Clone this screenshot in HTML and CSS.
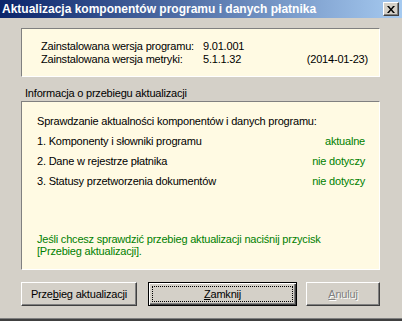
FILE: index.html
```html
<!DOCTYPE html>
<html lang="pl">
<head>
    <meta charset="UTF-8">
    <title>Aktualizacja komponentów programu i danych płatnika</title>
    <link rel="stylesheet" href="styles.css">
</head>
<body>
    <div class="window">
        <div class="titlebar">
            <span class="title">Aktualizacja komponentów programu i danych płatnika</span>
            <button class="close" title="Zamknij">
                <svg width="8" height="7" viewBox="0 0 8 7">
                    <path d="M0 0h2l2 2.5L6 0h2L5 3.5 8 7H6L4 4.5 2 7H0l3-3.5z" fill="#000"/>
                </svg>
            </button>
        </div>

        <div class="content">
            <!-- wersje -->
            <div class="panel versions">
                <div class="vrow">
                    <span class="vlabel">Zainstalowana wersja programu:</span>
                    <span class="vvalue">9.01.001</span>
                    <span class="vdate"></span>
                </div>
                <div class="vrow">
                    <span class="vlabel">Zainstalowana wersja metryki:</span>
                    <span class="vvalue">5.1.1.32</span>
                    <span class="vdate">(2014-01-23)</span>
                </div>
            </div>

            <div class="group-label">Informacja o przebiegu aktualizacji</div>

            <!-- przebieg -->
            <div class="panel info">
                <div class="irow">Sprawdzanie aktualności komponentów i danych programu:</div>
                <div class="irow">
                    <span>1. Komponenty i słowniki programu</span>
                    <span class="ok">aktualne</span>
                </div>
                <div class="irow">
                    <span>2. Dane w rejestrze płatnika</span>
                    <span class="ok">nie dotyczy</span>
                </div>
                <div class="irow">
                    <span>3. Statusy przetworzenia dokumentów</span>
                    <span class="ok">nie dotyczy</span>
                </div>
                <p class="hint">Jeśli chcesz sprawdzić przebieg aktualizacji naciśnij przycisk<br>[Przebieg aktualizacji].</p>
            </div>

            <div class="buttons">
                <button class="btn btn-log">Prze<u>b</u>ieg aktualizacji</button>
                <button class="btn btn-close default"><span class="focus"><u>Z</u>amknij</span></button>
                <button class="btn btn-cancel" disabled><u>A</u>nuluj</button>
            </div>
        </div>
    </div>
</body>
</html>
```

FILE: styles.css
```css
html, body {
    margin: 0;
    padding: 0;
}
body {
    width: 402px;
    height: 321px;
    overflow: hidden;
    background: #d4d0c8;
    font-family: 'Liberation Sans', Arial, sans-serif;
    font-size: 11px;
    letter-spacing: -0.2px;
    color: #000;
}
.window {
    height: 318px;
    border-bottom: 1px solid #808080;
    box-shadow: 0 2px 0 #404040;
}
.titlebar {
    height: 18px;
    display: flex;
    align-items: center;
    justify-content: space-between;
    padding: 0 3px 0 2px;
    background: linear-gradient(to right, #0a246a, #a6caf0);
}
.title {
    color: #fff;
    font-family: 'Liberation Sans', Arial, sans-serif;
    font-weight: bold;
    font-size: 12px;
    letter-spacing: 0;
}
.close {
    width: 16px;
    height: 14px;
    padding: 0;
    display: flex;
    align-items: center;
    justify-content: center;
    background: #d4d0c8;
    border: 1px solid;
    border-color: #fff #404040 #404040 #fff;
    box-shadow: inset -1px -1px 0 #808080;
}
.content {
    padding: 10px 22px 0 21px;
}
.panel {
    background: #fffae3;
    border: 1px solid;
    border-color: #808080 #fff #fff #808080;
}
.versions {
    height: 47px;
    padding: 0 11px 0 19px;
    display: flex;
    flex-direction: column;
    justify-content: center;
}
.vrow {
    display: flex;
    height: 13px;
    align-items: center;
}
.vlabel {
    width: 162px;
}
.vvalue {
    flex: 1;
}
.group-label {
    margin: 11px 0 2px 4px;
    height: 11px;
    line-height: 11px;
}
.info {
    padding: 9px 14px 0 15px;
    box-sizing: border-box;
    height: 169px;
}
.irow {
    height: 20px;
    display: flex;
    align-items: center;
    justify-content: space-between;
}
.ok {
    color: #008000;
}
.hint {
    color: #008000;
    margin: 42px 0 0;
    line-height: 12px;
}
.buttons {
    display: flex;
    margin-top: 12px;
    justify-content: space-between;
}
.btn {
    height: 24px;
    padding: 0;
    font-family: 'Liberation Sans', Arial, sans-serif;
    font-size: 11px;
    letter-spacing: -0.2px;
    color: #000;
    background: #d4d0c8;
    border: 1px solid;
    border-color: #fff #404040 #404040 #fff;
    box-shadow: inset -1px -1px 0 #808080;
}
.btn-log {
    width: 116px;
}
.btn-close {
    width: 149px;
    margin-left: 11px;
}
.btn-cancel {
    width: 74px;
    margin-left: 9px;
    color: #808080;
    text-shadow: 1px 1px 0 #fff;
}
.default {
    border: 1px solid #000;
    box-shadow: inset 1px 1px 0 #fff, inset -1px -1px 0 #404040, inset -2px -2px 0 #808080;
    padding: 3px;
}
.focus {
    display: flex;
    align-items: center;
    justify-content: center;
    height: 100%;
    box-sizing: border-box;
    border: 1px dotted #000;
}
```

|---|

### WHAT NEEDS TO BE DONE
Go through the listing above and write it all out exactly, leaving out any picture.

### RESPONSE
Clone this screenshot in HTML and CSS.
FILE: index.html
```html
<!DOCTYPE html>
<html lang="pl">
<head>
    <meta charset="UTF-8">
    <title>Aktualizacja komponentów programu i danych płatnika</title>
    <link rel="stylesheet" href="styles.css">
</head>
<body>
    <div class="window">
        <div class="titlebar">
            <span class="title">Aktualizacja komponentów programu i danych płatnika</span>
            <button class="close" title="Zamknij">
                <svg width="8" height="7" viewBox="0 0 8 7">
                    <path d="M0 0h2l2 2.5L6 0h2L5 3.5 8 7H6L4 4.5 2 7H0l3-3.5z" fill="#000"/>
                </svg>
            </button>
        </div>

        <div class="content">
            <!-- wersje -->
            <div class="panel versions">
                <div class="vrow">
                    <span class="vlabel">Zainstalowana wersja programu:</span>
                    <span class="vvalue">9.01.001</span>
                    <span class="vdate"></span>
                </div>
                <div class="vrow">
                    <span class="vlabel">Zainstalowana wersja metryki:</span>
                    <span class="vvalue">5.1.1.32</span>
                    <span class="vdate">(2014-01-23)</span>
                </div>
            </div>

            <div class="group-label">Informacja o przebiegu aktualizacji</div>

            <!-- przebieg -->
            <div class="panel info">
                <div class="irow">Sprawdzanie aktualności komponentów i danych programu:</div>
                <div class="irow">
                    <span>1. Komponenty i słowniki programu</span>
                    <span class="ok">aktualne</span>
                </div>
                <div class="irow">
                    <span>2. Dane w rejestrze płatnika</span>
                    <span class="ok">nie dotyczy</span>
                </div>
                <div class="irow">
                    <span>3. Statusy przetworzenia dokumentów</span>
                    <span class="ok">nie dotyczy</span>
                </div>
                <p class="hint">Jeśli chcesz sprawdzić przebieg aktualizacji naciśnij przycisk<br>[Przebieg aktualizacji].</p>
            </div>

            <div class="buttons">
                <button class="btn btn-log">Prze<u>b</u>ieg aktualizacji</button>
                <button class="btn btn-close default"><span class="focus"><u>Z</u>amknij</span></button>
                <button class="btn btn-cancel" disabled><u>A</u>nuluj</button>
            </div>
        </div>
    </div>
</body>
</html>
```

FILE: styles.css
```css
html, body {
    margin: 0;
    padding: 0;
}
body {
    width: 402px;
    height: 321px;
    overflow: hidden;
    background: #d4d0c8;
    font-family: 'Liberation Sans', Arial, sans-serif;
    font-size: 11px;
    letter-spacing: -0.2px;
    color: #000;
}
.window {
    height: 318px;
    border-bottom: 1px solid #808080;
    box-shadow: 0 2px 0 #404040;
}
.titlebar {
    height: 18px;
    display: flex;
    align-items: center;
    justify-content: space-between;
    padding: 0 3px 0 2px;
    background: linear-gradient(to right, #0a246a, #a6caf0);
}
.title {
    color: #fff;
    font-family: 'Liberation Sans', Arial, sans-serif;
    font-weight: bold;
    font-size: 12px;
    letter-spacing: 0;
}
.close {
    width: 16px;
    height: 14px;
    padding: 0;
    display: flex;
    align-items: center;
    justify-content: center;
    background: #d4d0c8;
    border: 1px solid;
    border-color: #fff #404040 #404040 #fff;
    box-shadow: inset -1px -1px 0 #808080;
}
.content {
    padding: 10px 22px 0 21px;
}
.panel {
    background: #fffae3;
    border: 1px solid;
    border-color: #808080 #fff #fff #808080;
}
.versions {
    height: 47px;
    padding: 0 11px 0 19px;
    display: flex;
    flex-direction: column;
    justify-content: center;
}
.vrow {
    display: flex;
    height: 13px;
    align-items: center;
}
.vlabel {
    width: 162px;
}
.vvalue {
    flex: 1;
}
.group-label {
    margin: 11px 0 2px 4px;
    height: 11px;
    line-height: 11px;
}
.info {
    padding: 9px 14px 0 15px;
    box-sizing: border-box;
    height: 169px;
}
.irow {
    height: 20px;
    display: flex;
    align-items: center;
    justify-content: space-between;
}
.ok {
    color: #008000;
}
.hint {
    color: #008000;
    margin: 42px 0 0;
    line-height: 12px;
}
.buttons {
    display: flex;
    margin-top: 12px;
    justify-content: space-between;
}
.btn {
    height: 24px;
    padding: 0;
    font-family: 'Liberation Sans', Arial, sans-serif;
    font-size: 11px;
    letter-spacing: -0.2px;
    color: #000;
    background: #d4d0c8;
    border: 1px solid;
    border-color: #fff #404040 #404040 #fff;
    box-shadow: inset -1px -1px 0 #808080;
}
.btn-log {
    width: 116px;
}
.btn-close {
    width: 149px;
    margin-left: 11px;
}
.btn-cancel {
    width: 74px;
    margin-left: 9px;
    color: #808080;
    text-shadow: 1px 1px 0 #fff;
}
.default {
    border: 1px solid #000;
    box-shadow: inset 1px 1px 0 #fff, inset -1px -1px 0 #404040, inset -2px -2px 0 #808080;
    padding: 3px;
}
.focus {
    display: flex;
    align-items: center;
    justify-content: center;
    height: 100%;
    box-sizing: border-box;
    border: 1px dotted #000;
}
```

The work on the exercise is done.